Highlights & Insights¶

Key insight of CSD: Utilizing warping as a differentiable bridge between the canonical space and the observation space. This concept can be generalized to any task that requires performing SDS on a transformed space, such as cloth simulation and fluids.
Two-level design of skeleton constraints: Semantic correlation (DINOv2 feature similarity) + morphological correlation (skinning weight overlap) jointly determine the strength of joint connections, which is more robust than purely geometric or semantic alternatives.
Unified framework for generation and reconstruction: The same CSD framework can be used for both reconstruction from videos (enhancing unobserved regions) and generation from text (ensuring animation consistency).

Limitations & Future Work¶

High GPU memory consumption: CSD requires a long gradient chain from the camera space to the canonical space, and MVDream processes 4 views simultaneously, leading to high VRAM demands.
Limited resolution: It can only render at 200×200 resolution, limiting detail quality.
Restricted to skeleton-driven deformation: It cannot handle topological changes (e.g., object splitting) or non-skeleton-driven deformations such as cloth.
Reliance on video quality: Skeleton extraction depends on the quality of HOI detection and optical flow, which might fail under severe video occlusions.

vs.

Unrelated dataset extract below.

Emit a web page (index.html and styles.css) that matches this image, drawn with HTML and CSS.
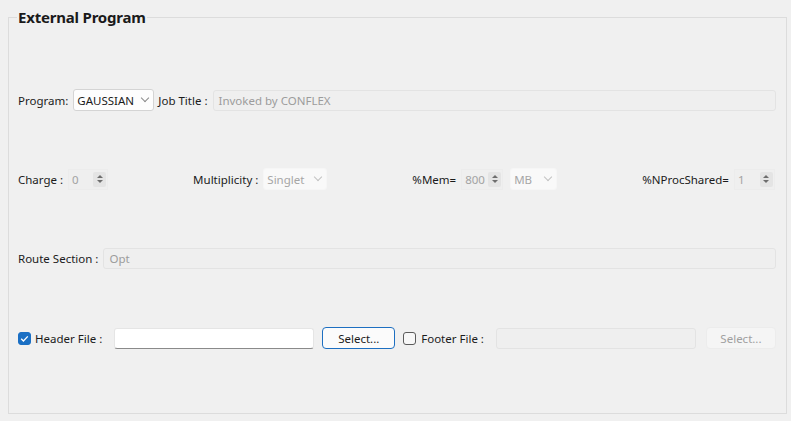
FILE: index.html
```html
<!DOCTYPE html>
<html lang="en">
<head>
  <meta charset="UTF-8" />
  <title>External Program</title>
  <link rel="stylesheet" href="styles.css">
</head>
<body>

  <!-- External Program group -->
  <fieldset class="group">
    <legend>External Program</legend>

    <div class="row">
      <span class="label">Program:</span>
      <div class="combo program"><span>GAUSSIAN</span><i class="chev"></i></div>
      <span class="label">Job Title :</span>
      <div class="field off grow">Invoked by CONFLEX</div>
    </div>

    <div class="row spread">
      <div class="item">
        <span class="label">Charge :</span>
        <div class="spin charge"><span>0</span><b class="arrows"><i class="up"></i><i class="down"></i></b></div>
      </div>
      <div class="item">
        <span class="label">Multiplicity :</span>
        <div class="combo off multi"><span>Singlet</span><i class="chev"></i></div>
      </div>
      <div class="item">
        <span class="label">%Mem=</span>
        <div class="spin mem"><span>800</span><b class="arrows"><i class="up"></i><i class="down"></i></b></div>
        <div class="combo off unit"><span>MB</span><i class="chev"></i></div>
      </div>
      <div class="item">
        <span class="label">%NProcShared=</span>
        <div class="spin nproc"><span>1</span><b class="arrows"><i class="up"></i><i class="down"></i></b></div>
      </div>
    </div>

    <div class="row">
      <span class="label">Route Section :</span>
      <div class="field off grow">Opt</div>
    </div>

    <div class="row files">
      <span class="check on"><svg viewBox="0 0 13 13" width="13" height="13"><path d="M3.2 6.8 L5.4 9 L9.8 4.4" fill="none" stroke="#fff" stroke-width="1.3"/></svg></span>
      <span class="label">Header File :</span>
      <div class="field edit"></div>
      <button class="btn default">Select...</button>
      <span class="check"></span>
      <span class="label">Footer File :</span>
      <div class="field off path"></div>
      <button class="btn" disabled>Select...</button>
    </div>
  </fieldset>

</body>
</html>
```

FILE: styles.css
```css
/* Page */
body {
  margin: 0;
  padding: 7px 6px 0 8px;
  background: #f0f0f0;
  font-family: 'Segoe UI', 'Noto Sans', sans-serif;
  font-size: 11.5px;
  color: #1b1b1b;
  width: 791px;
  height: 421px;
  box-sizing: border-box;
  overflow: hidden;
}

/* Group box */
.group {
  margin: 0;
  width: 777px;
  height: 407px;
  box-sizing: border-box;
  border: 1px solid #dcdcdc;
  padding: 62px 10px 0 9px;
  display: flex;
  flex-direction: column;
  gap: 57px;
}

.group legend {
  font-size: 15px;
  font-weight: 700;
  line-height: 20px;
  padding: 0 1px;
  margin-left: -1px;
  color: #1a1a1a;
  letter-spacing: -0.2px;
}

.row {
  display: flex;
  align-items: center;
  height: 22px;
  gap: 4px;
}

.row.spread {
  justify-content: space-between;
  padding-right: 1px;
}

.row.files {
  margin-top: 1px;
}

.item {
  display: flex;
  align-items: center;
  gap: 5px;
}

.label {
  white-space: nowrap;
}

/* Inputs */
.field {
  height: 21px;
  box-sizing: border-box;
  border: 1px solid #e3e3e3;
  border-radius: 3px;
  padding: 0 5px;
  line-height: 19px;
  background: #f0f0f0;
}

.field.grow {
  flex: 1;
  margin-left: 1px;
}

.field.off {
  color: #9c9c9c;
  background: #efefef;
}

.field.edit {
  width: 200px;
  background: #fff;
  border-color: #e5e5e5;
  border-bottom-color: #8a8a8a;
  margin-left: 8px;
}

.field.path {
  width: 200px;
  margin-left: 8px;
}

/* Combo boxes */
.combo {
  height: 22px;
  box-sizing: border-box;
  border: 1px solid #d4d4d4;
  border-radius: 3px;
  background: #fdfdfd;
  display: flex;
  align-items: center;
  justify-content: space-between;
  padding: 0 5px 0 3px;
}

.combo.program { width: 81px; margin-left: 1px; }
.combo.multi { width: 64px; }
.combo.unit { width: 47px; margin-left: 2px; }

.combo.off {
  color: #a6a6a6;
  border-color: #f6f6f6;
  background: #f9f9f9;
}

.chev {
  width: 5px;
  height: 5px;
  border-right: 1px solid #8a8a8a;
  border-bottom: 1px solid #8a8a8a;
  transform: rotate(45deg);
  margin-top: -4px;
}

.combo.off .chev {
  border-color: #c2c2c2;
}

/* Spin boxes */
.spin {
  height: 21px;
  box-sizing: border-box;
  border: 1px solid #ececec;
  background: #efefef;
  color: #a3a3a3;
  display: flex;
  align-items: center;
  justify-content: space-between;
  padding: 0 1px 0 3px;
}

.spin.charge { width: 40px; }
.spin.mem { width: 42px; }
.spin.nproc { width: 41px; }

.arrows {
  width: 13px;
  height: 15px;
  background: #e4e4e4;
  border-radius: 2px;
  display: flex;
  flex-direction: column;
  align-items: center;
  justify-content: center;
  gap: 2px;
}

.arrows i {
  width: 0;
  height: 0;
  border-left: 3px solid transparent;
  border-right: 3px solid transparent;
}

.arrows .up { border-bottom: 3px solid #6e6e6e; }
.arrows .down { border-top: 3px solid #6e6e6e; }

/* Check boxes */
.check {
  width: 13px;
  height: 13px;
  box-sizing: border-box;
  border: 1px solid #5b5b5b;
  border-radius: 3px;
  background: #f7f7f7;
  flex: none;
  margin-right: 1px;
}

.check.on {
  background: #1a6fc4;
  border-color: #1a6fc4;
  margin-right: 0;
}

.btn + .check {
  margin-left: 4px;
}

.check svg {
  display: block;
  margin: -1px;
}

/* Buttons */
.btn {
  font: inherit;
  height: 22px;
  box-sizing: border-box;
  border: 1px solid #d0d0d0;
  border-radius: 4px;
  background: #fbfbfb;
  color: #1b1b1b;
  padding: 0;
  width: 73px;
  margin-left: 4px;
}

.btn.default {
  border-color: #1d6fc1;
}

.btn:disabled {
  width: 70px;
  margin-left: 6px;
  background: #f5f5f5;
  border-color: #ececec;
  color: #a0a0a0;
}
```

DreamFusion/ProlificDreamer: While they generate static 3D models, this work generates animatable 3D models. CSD is a natural extension of SDS.
vs. BANMo/RAC: These pure reconstruction methods rely on multiple video sequences. In contrast, this work utilizes the diffusion prior of CSD to compensate for information missing from a single video.
vs. 4D generation (such as MAV3D): MAV3D directly performs SDS on 4D NeRF with no canonical space to guarantee consistency.

Rating¶

Novelty: ⭐⭐⭐⭐⭐ The concept of CSD is novel, presenting a significant contribution by using warping as a differentiable bridge for SDS.
Experimental Thoroughness: ⭐⭐⭐⭐ Validated on both generation and reconstruction tasks with detailed ablation studies, though the dataset scale is relatively small.
Writing Quality: ⭐⭐⭐⭐ Clear method illustrations and well-derived CSD equations.
Value: ⭐⭐⭐⭐⭐ Opens a new paradigm for animatable 3D generation, and the core concept of CSD is widely reusable.